SKM 2021 – wissenschaftliches Programm
CPP 6.21: Poster
Dienstag, 28. September 2021, 17:30–19:30, P
Systematic derivation of hydrodynamic equations for viscoelastic phase separation — •Burkhard Duenweg1, Dominic Spiller1, Maria Lukacova2, Aaron Brunk2, Herbert Egger3, and Oliver Habrich3 — 1MPI for Polymer Research Mainz — 2Mathematics, JGU Mainz — 3Mathematics, TU Darmstadt
We present a simple hydrodynamic two-fluid model aiming at the description of the phase separation of polymer solutions with viscoelastic effects. It is directly based upon the coarse-graining of a molecular model (such that all degrees of freedom have a clear molecular interpretation), and a free-energy functional.

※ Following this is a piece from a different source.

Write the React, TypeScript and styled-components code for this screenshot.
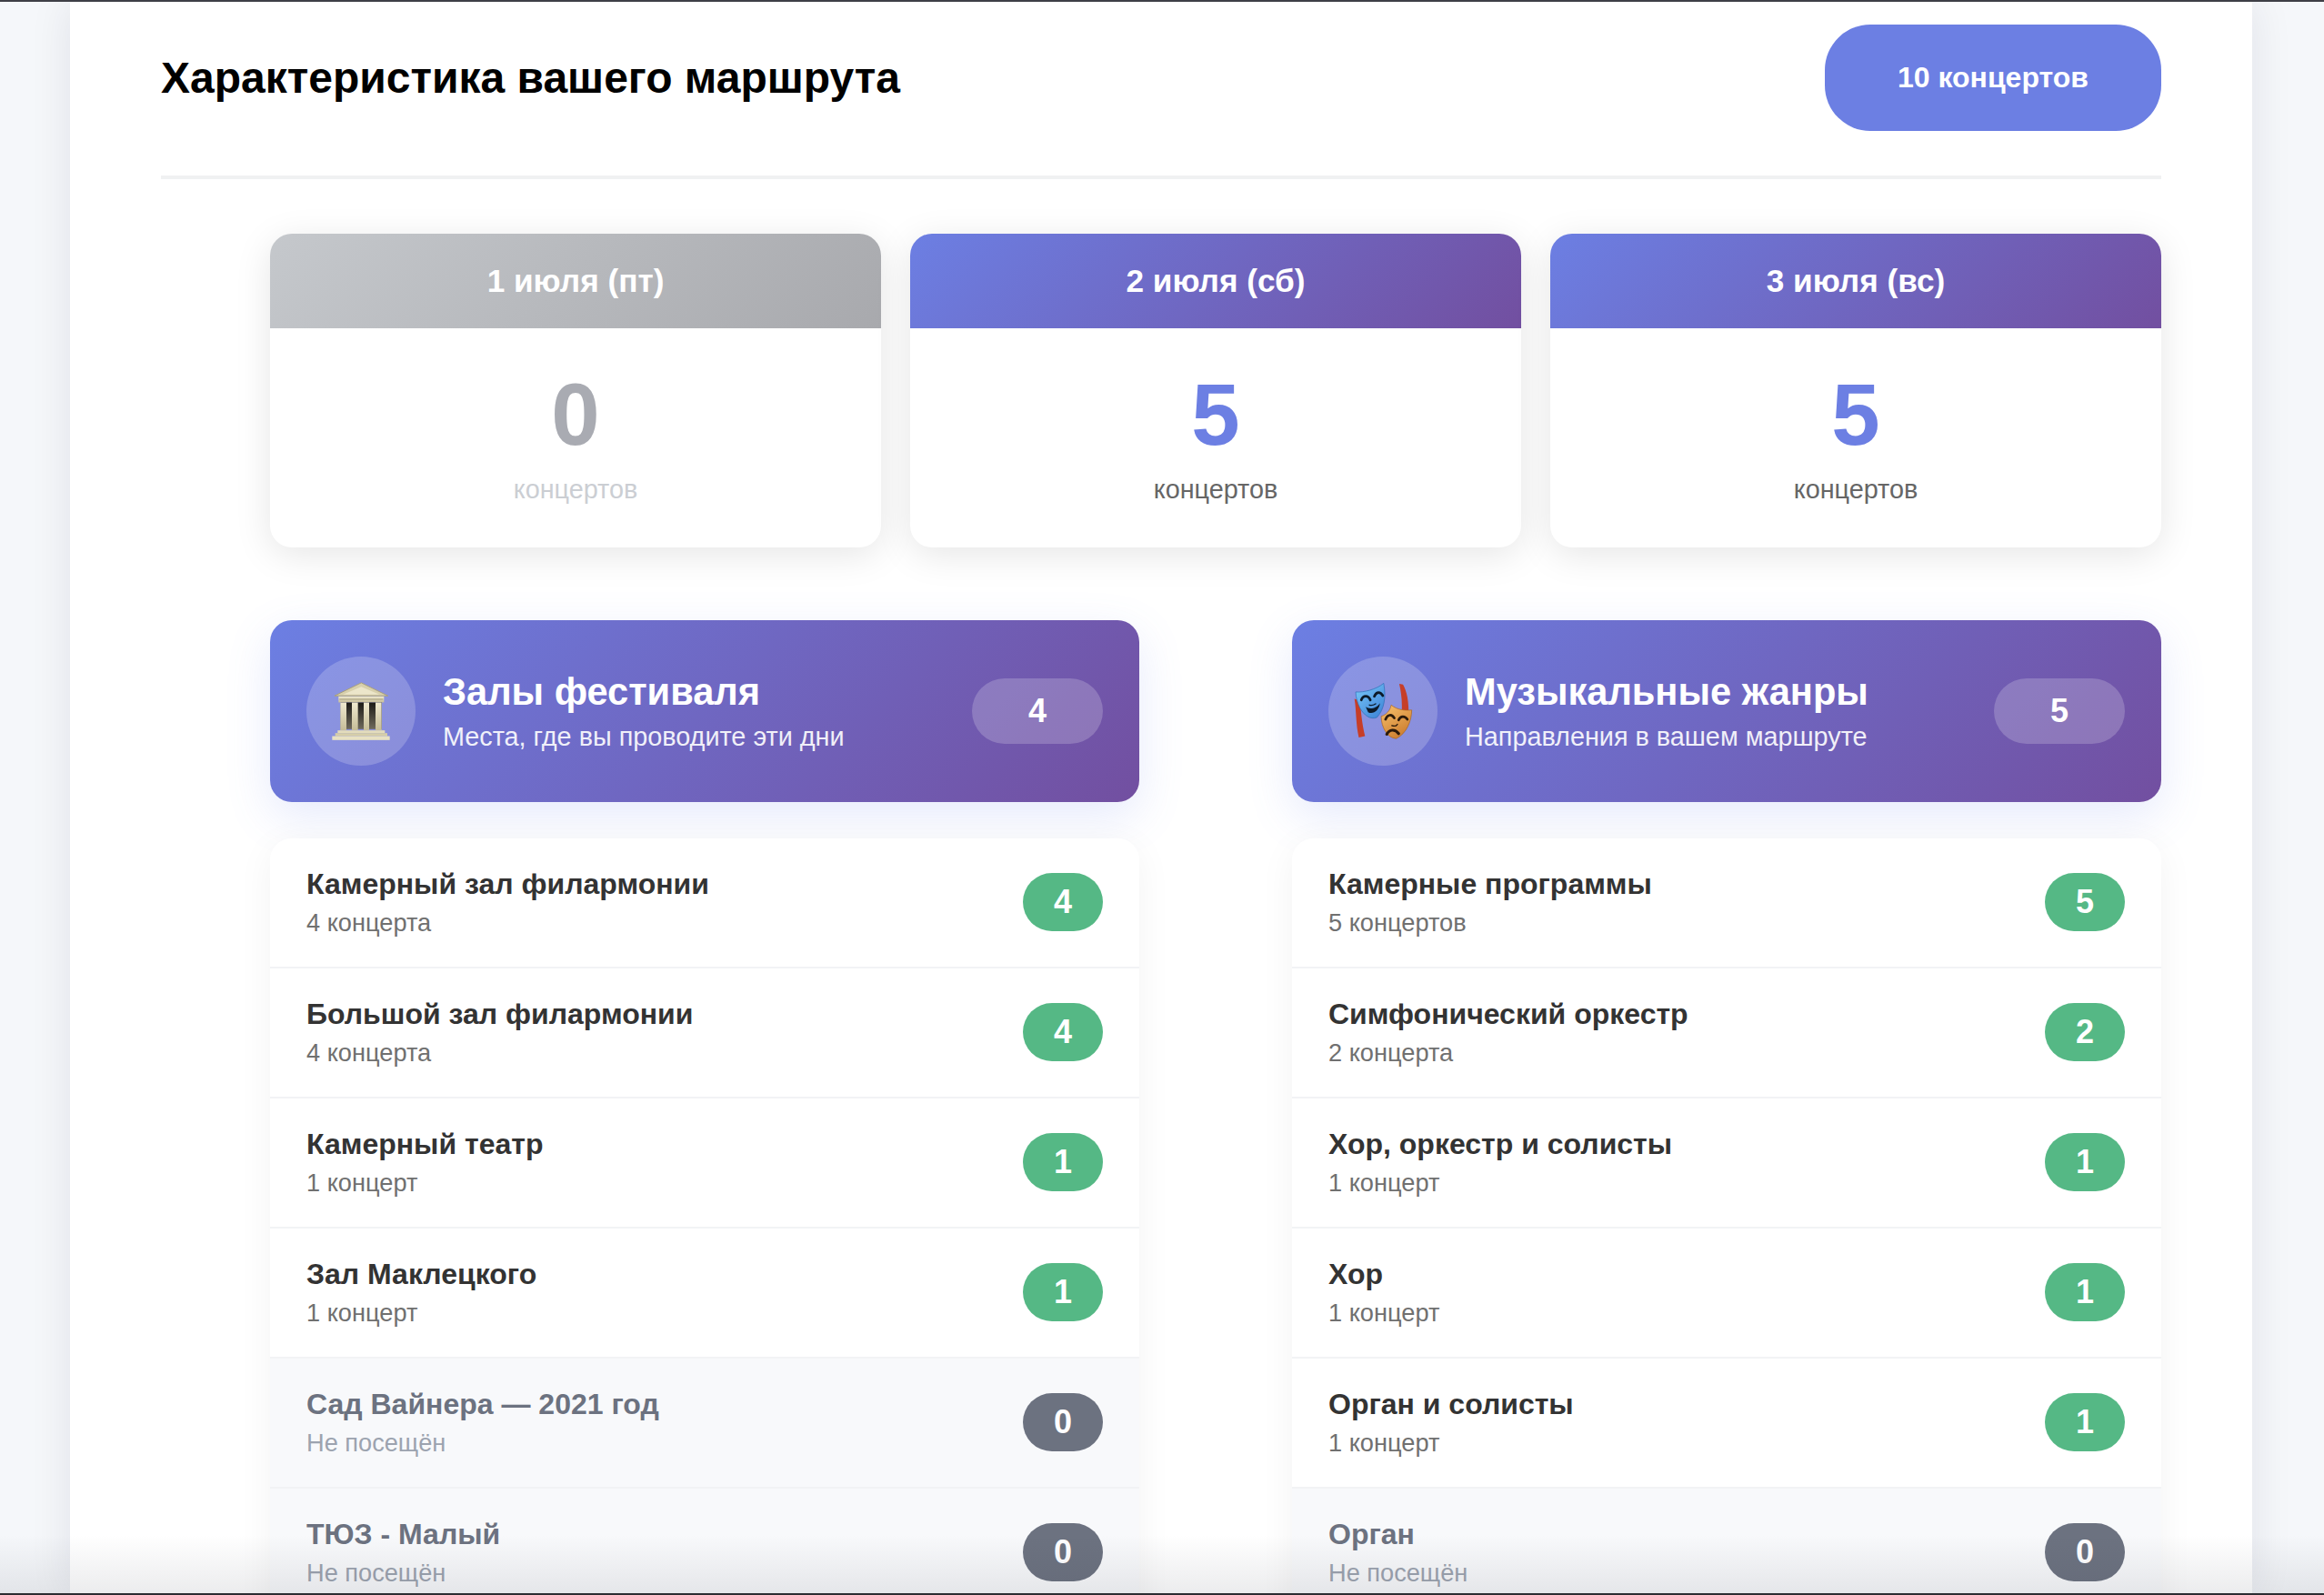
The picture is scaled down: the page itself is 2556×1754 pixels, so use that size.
import React from "react";
import styled, { createGlobalStyle } from "styled-components";

const GlobalStyle = createGlobalStyle`
  html, body {
    margin: 0;
    padding: 0;
    overflow: hidden;
    background: #f5f7fa;
  }
  * {
    box-sizing: border-box;
  }
`;

const Page = styled.div`
  position: relative;
  height: 1754px;
  overflow: hidden;
  padding-left: 77px;
  display: flex;
  background: #f5f7fa;
  border-top: 2px solid #3e3f46;
  border-bottom: 2px solid #2b2c31;
  font-family: "Liberation Sans", Arial, sans-serif;
`;

const BottomFade = styled.div`
  position: absolute;
  left: 0;
  right: 0;
  bottom: 0;
  height: 64px;
  background: linear-gradient(to bottom, rgba(40, 44, 60, 0), rgba(40, 44, 60, 0.09));
  pointer-events: none;
`;

const Sheet = styled.main`
  width: 2400px;
  flex-shrink: 0;
  padding: 0 100px;
  background: #fff;
  box-shadow: 0 0 44px rgba(20, 24, 50, 0.09);
`;

const TopBar = styled.header`
  height: 195px;
  display: flex;
  align-items: flex-start;
  justify-content: space-between;
  padding-top: 25px;
  border-bottom: 4px solid #f0f1f2;
`;

const PageTitle = styled.h2`
  margin: 0;
  height: 116px;
  display: flex;
  align-items: center;
  font-size: 48px;
  font-weight: 700;
  color: #000;
`;

const TotalBadge = styled.div`
  width: 370px;
  height: 117px;
  display: flex;
  align-items: center;
  justify-content: center;
  border-radius: 50px;
  background: #6c7fe3;
  color: #fff;
  font-size: 32px;
  font-weight: 700;
`;

const Content = styled.div`
  padding: 60px 0 0 120px;
`;

const DayGrid = styled.section`
  display: grid;
  grid-template-columns: repeat(3, 672px);
  gap: 32px;
`;

const DayCard = styled.article`
  height: 345px;
  border-radius: 24px;
  overflow: hidden;
  background: #fff;
  box-shadow: 0 8px 40px rgba(0, 0, 0, 0.1);
`;

const DayHead = styled.div<{ $empty: boolean }>`
  height: 104px;
  display: flex;
  align-items: center;
  justify-content: center;
  color: #fff;
  font-size: 35.2px;
  font-weight: 700;
  background: ${(p) =>
    p.$empty
      ? "linear-gradient(135deg, #c5c8cc, #a8a9ad)"
      : "linear-gradient(135deg, #6c7fe3, #724fa0)"};
`;

const DayBody = styled.div`
  display: flex;
  flex-direction: column;
  align-items: center;
  padding-top: 40px;
`;

const DayCount = styled.div<{ $empty: boolean }>`
  font-size: 96px;
  line-height: 110px;
  font-weight: 700;
  color: ${(p) => (p.$empty ? "#a9abb2" : "#6c7fe3")};
`;

const DayLabel = styled.div<{ $empty: boolean }>`
  margin-top: 10px;
  font-size: 28.8px;
  line-height: 34px;
  color: ${(p) => (p.$empty ? "#cbced3" : "#666")};
`;

const Columns = styled.div`
  margin-top: 80px;
  display: grid;
  grid-template-columns: repeat(2, 956px);
  gap: 168px;
`;

const SectionHead = styled.div`
  height: 200px;
  padding: 0 40px;
  display: flex;
  align-items: center;
  gap: 30px;
  border-radius: 24px;
  color: #fff;
  background: linear-gradient(135deg, #6c7fe3, #724fa0);
  box-shadow: 0 16px 50px rgba(102, 126, 234, 0.16);
`;

const IconCircle = styled.div`
  width: 120px;
  height: 120px;
  flex-shrink: 0;
  display: flex;
  align-items: center;
  justify-content: center;
  border-radius: 50%;
  background: rgba(255, 255, 255, 0.2);
`;

const HeadText = styled.div`
  flex: 1;
  min-width: 0;
  padding-top: 1px;
`;

const HeadTitle = styled.h3`
  margin: 0;
  font-size: 41.6px;
  line-height: 46px;
  font-weight: 700;
`;

const HeadSub = styled.p`
  margin: 8px 0 0;
  font-size: 28.8px;
  line-height: 36px;
  opacity: 0.9;
`;

const HeadCount = styled.div`
  width: 144px;
  height: 72px;
  display: flex;
  align-items: center;
  justify-content: center;
  border-radius: 36px;
  background: rgba(255, 255, 255, 0.2);
  font-size: 36px;
  font-weight: 700;
`;

const List = styled.ul`
  list-style: none;
  margin: 40px 0 0;
  padding: 0;
  border-radius: 24px 24px 0 0;
  overflow: hidden;
  box-shadow: 0 8px 40px rgba(0, 0, 0, 0.05);
`;

const Row = styled.li<{ $empty: boolean }>`
  height: 143px;
  padding: 0 40px 1px;
  display: flex;
  align-items: center;
  justify-content: space-between;
  background: ${(p) => (p.$empty ? "#f8f9fb" : "#fff")};
  border-bottom: 2px solid #f2f3f5;
`;

const RowText = styled.div`
  padding-top: 1px;
`;

const RowName = styled.div<{ $empty: boolean }>`
  font-size: 32px;
  line-height: 38px;
  font-weight: 700;
  color: ${(p) => (p.$empty ? "#6c7280" : "#333")};
`;

const RowNote = styled.div<{ $empty: boolean }>`
  margin-top: 7px;
  font-size: 27.2px;
  line-height: 34px;
  color: ${(p) => (p.$empty ? "#9ca3af" : "#707070")};
`;

const CountBadge = styled.div<{ $empty: boolean }>`
  width: 88px;
  height: 64px;
  display: flex;
  align-items: center;
  justify-content: center;
  border-radius: 32px;
  color: #fff;
  font-size: 36px;
  font-weight: 700;
  background: ${(p) => (p.$empty ? "#6c7280" : "#55b885")};
`;

const TempleIcon = () => (
  <svg width="65" height="67" viewBox="75 80 195 200" aria-hidden="true">
    <defs>
      <linearGradient id="stone" x1="0" y1="0" x2="0" y2="1">
        <stop offset="0" stopColor="#efe9cf" />
        <stop offset="1" stopColor="#c6bd98" />
      </linearGradient>
      <linearGradient id="gap" x1="0" y1="0" x2="0" y2="1">
        <stop offset="0" stopColor="#1c1a16" />
        <stop offset="1" stopColor="#6f6a5c" />
      </linearGradient>
    </defs>
    <path d="M172 85 L260 128 L84 128 Z" fill="#d8d0ac" stroke="#a89f7c" strokeWidth="3" />
    <path d="M172 98 L232 124 L112 124 Z" fill="#ece6ca" />
    <rect x="97" y="130" width="150" height="20" fill="url(#stone)" />
    <rect x="100" y="138" width="144" height="3" fill="#a69d7a" />
    <rect x="104" y="150" width="136" height="88" fill="url(#gap)" />
    <rect x="103" y="150" width="20" height="92" fill="url(#stone)" />
    <rect x="141" y="150" width="20" height="92" fill="url(#stone)" />
    <rect x="180" y="150" width="18" height="92" fill="url(#stone)" />
    <rect x="219" y="150" width="20" height="92" fill="url(#stone)" />
    <rect x="94" y="242" width="156" height="9" fill="#e3dcbc" />
    <rect x="86" y="251" width="172" height="10" fill="#d5cda8" />
    <rect x="76" y="261" width="190" height="13" fill="#e8e1c2" />
  </svg>
);

const MasksIcon = () => (
  <svg width="65" height="65" viewBox="118 116 190 190" aria-hidden="true">
    <defs>
      <linearGradient id="blueMask" x1="0" y1="0" x2="0.8" y2="1">
        <stop offset="0" stopColor="#7ccbfa" />
        <stop offset="1" stopColor="#3f86d8" />
      </linearGradient>
      <linearGradient id="orangeMask" x1="0.2" y1="0" x2="0.8" y2="1">
        <stop offset="0" stopColor="#f6bd68" />
        <stop offset="1" stopColor="#c9782a" />
      </linearGradient>
    </defs>
    <path d="M120 170 C126 205 124 250 134 294 L154 290 C144 250 140 205 138 176 Z" fill="#c63e28" />
    <path d="M264 122 L276 124 C288 145 294 175 294 210 L272 210 C274 178 270 148 264 122 Z" fill="#c63e28" />
    <path
      d="M124 148 C150 150 190 140 214 120 C222 165 216 205 192 230 C170 238 150 222 138 200 C130 184 124 165 124 148 Z"
      fill="url(#blueMask)"
      stroke="#2f6db5"
      strokeWidth="2"
    />
    <path
      d="M206 226 C222 222 235 208 238 190 C258 206 282 208 304 206 C304 240 288 282 254 298 C226 296 206 262 206 226 Z"
      fill="url(#orangeMask)"
      stroke="#a96420"
      strokeWidth="2"
    />
    <g fill="none" stroke="#0c1a28" strokeWidth="8" strokeLinecap="round">
      <path d="M142 174 C148 158 164 158 171 174" />
      <path d="M184 162 C190 146 204 146 211 160" />
      <path d="M168 190 C174 192 182 190 188 186" strokeWidth="4" />
      <path d="M220 236 C226 220 240 218 248 232" stroke="#2c1a0a" />
      <path d="M262 238 C268 224 282 224 290 236" stroke="#2c1a0a" />
      <path d="M240 256 C246 258 254 258 258 252" stroke="#2c1a0a" strokeWidth="4" />
      <path d="M224 284 C232 268 250 266 262 282" stroke="#2c1a0a" strokeWidth="9" />
    </g>
    <path d="M156 196 C170 206 192 200 202 184 C200 206 180 222 164 213 Z" fill="#0c1a28" />
  </svg>
);

type Item = { name: string; note: string; count: number };

const days = [
  { title: "1 июля (пт)", count: 0 },
  { title: "2 июля (сб)", count: 5 },
  { title: "3 июля (вс)", count: 5 },
];

const halls: Item[] = [
  { name: "Камерный зал филармонии", note: "4 концерта", count: 4 },
  { name: "Большой зал филармонии", note: "4 концерта", count: 4 },
  { name: "Камерный театр", note: "1 концерт", count: 1 },
  { name: "Зал Маклецкого", note: "1 концерт", count: 1 },
  { name: "Сад Вайнера — 2021 год", note: "Не посещён", count: 0 },
  { name: "ТЮЗ - Малый", note: "Не посещён", count: 0 },
];

const genres: Item[] = [
  { name: "Камерные программы", note: "5 концертов", count: 5 },
  { name: "Симфонический оркестр", note: "2 концерта", count: 2 },
  { name: "Хор, оркестр и солисты", note: "1 концерт", count: 1 },
  { name: "Хор", note: "1 концерт", count: 1 },
  { name: "Орган и солисты", note: "1 концерт", count: 1 },
  { name: "Орган", note: "Не посещён", count: 0 },
];

const Section = ({
  icon,
  title,
  sub,
  total,
  items,
}: {
  icon: React.ReactNode;
  title: string;
  sub: string;
  total: number;
  items: Item[];
}) => (
  <section>
    <SectionHead>
      <IconCircle>{icon}</IconCircle>
      <HeadText>
        <HeadTitle>{title}</HeadTitle>
        <HeadSub>{sub}</HeadSub>
      </HeadText>
      <HeadCount>{total}</HeadCount>
    </SectionHead>
    <List>
      {items.map((item) => (
        <Row key={item.name} $empty={item.count === 0}>
          <RowText>
            <RowName $empty={item.count === 0}>{item.name}</RowName>
            <RowNote $empty={item.count === 0}>{item.note}</RowNote>
          </RowText>
          <CountBadge $empty={item.count === 0}>{item.count}</CountBadge>
        </Row>
      ))}
    </List>
  </section>
);

const App = () => {
  return (
    <>
      <GlobalStyle />
      <Page>
        <Sheet>
          <TopBar>
            <PageTitle>Характеристика вашего маршрута</PageTitle>
            <TotalBadge>10 концертов</TotalBadge>
          </TopBar>
          <Content>
            <DayGrid>
              {days.map((day) => (
                <DayCard key={day.title}>
                  <DayHead $empty={day.count === 0}>{day.title}</DayHead>
                  <DayBody>
                    <DayCount $empty={day.count === 0}>{day.count}</DayCount>
                    <DayLabel $empty={day.count === 0}>концертов</DayLabel>
                  </DayBody>
                </DayCard>
              ))}
            </DayGrid>
            <Columns>
              <Section
                icon={<TempleIcon />}
                title="Залы фестиваля"
                sub="Места, где вы проводите эти дни"
                total={4}
                items={halls}
              />
              <Section
                icon={<MasksIcon />}
                title="Музыкальные жанры"
                sub="Направления в вашем маршруте"
                total={5}
                items={genres}
              />
            </Columns>
          </Content>
        </Sheet>
        <BottomFade />
      </Page>
    </>
  );
};

export default App;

The dynamics is split into a conservative and a dissipative part, following the GENERIC formalism. In a first step, we derive an extended model where inertial dynamics of the macromolecules and of the relative motion of the two fluids is taken into account. In the second step, we eliminate these inertial contributions and, as a replacement, introduce phenomenological dissipative terms. The final simplified model is similar, though not identical, to models that have been discussed previously. In contrast to the traditional two-scale description that is used to derive rheological equations of motion, we here treat the hydrodynamic and the macromolecular degrees of freedom on the same basis. Notably, we find a rheological constitutive equation that differs from the standard Oldroyd-B model. This difference may be traced back to a different underlying statistical-mechanical ensemble that is used for averaging the stress.